I then tried using codec=>json_lines. The JSON data does not show up in Elasticsearch. Also, there is no indication of a parse error or anything like that in logstash-plain.log

Is there another codec I should be using? Here is the config:

input {
  file {
    path => "/var/log/mongodb/errored-jobs.json"
    start_position => "beginning"
    codec => json_lines
    sincedb_path => "/dev/null"
  }
}

filter {
  mutate {
    remove_field => ["_id"]
  }
}

output {
  elasticsearch {
    hosts => ["http://ourhost.com:9200"]
    index => "itential-jobs-%{+yyyyMMdd}"
    #user => "elastic"
    #password => "changeme"
  }
}

Badger · August 24, 2023, 8:41pm

You will need a multiline codec to combine all the lines of a single object into a single event. You can then parse it using a json filter.

leandrojmp · August 24, 2023, 8:41pm

Is the file pretty printed or you have one json document per line? I'm not familiar with mongoexport, but from the documentation it seems to be able to export with one json per line, which is what logstash expects. Can you share how you are using mongoexport, which command line you are running?

The json_lines codec should not be used in line oriented inputs, like the file input, this is in the documentation.

Do not use this codec if your source input is line-oriented JSON, for example, redis or file inputs. Rather, use the json codec.

You should use the json codec, but you need to have one json document per line, if you cannot export your data this way you will need to use a multiline codec.

paolovalladolid · August 24, 2023, 8:55pm

In this case I do not understand what is meant by "line oriented input" or "line oriented json" in this context.

I will try the multiline codec and see if I have better luck with that.

Here is the mongoexport command:

mongoexport --db=itential --collection=jobs --query='{ "status": "error"}' --sort='{ "last_updated": -1}' --limit=10 --out=errored-jobs.json --pretty

Badger · August 24, 2023, 9:07pm

The json codec expects a single line of text, that means it is line-oriented. The json_lines codec expects a text buffer, from which it will parse out \n delimited lines, and then parse each one as JSON.

paolovalladolid · August 24, 2023, 9:13pm

My errored-jobs.json file is delimited by line feeds. That's why I thought json_lines was the correct codec to use for it. But I guess a file is not a text buffer.

leandrojmp · August 24, 2023, 9:39pm

Remove the --pretty argument as this is used to pretty print the json, which is what you do not want.

Without this it should export one json document per line which is what logstash and the json codec expects.

paolovalladolid · August 24, 2023, 10:51pm

Thanks. removing -pretty resulted in a JSON file that Logstash attempted to parse this time, instead of not doing anything with it.

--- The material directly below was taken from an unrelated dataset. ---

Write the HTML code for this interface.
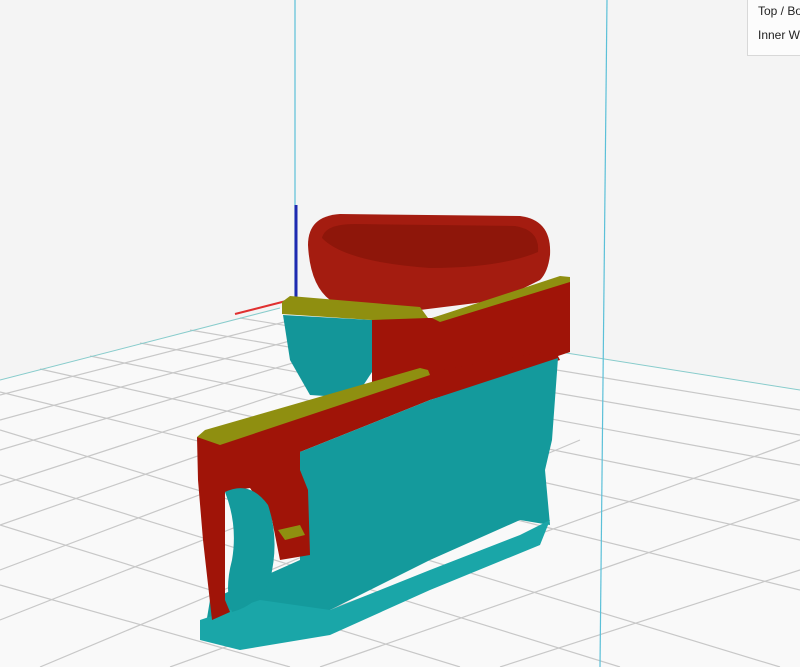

Looks like my next step is decide on a solution for mapping explosion. I'm grateful this article was posted. Will investigate and report back.

leandrojmp · August 25, 2023, 12:43am

From the document you shared it looks like the tasks field could be an issue, so you will probably need to map this field as a flattened field before creating your index.

This will make elasticsearch to store the entire json of the tasks obejct, but will create just one mapping.

paolovalladolid · August 25, 2023, 8:03pm

Thanks for that.

Just to be clear, I need to do all the mapping setup in Dev Tools Console, and not in the filter section of my logstash pipeline config file, correct?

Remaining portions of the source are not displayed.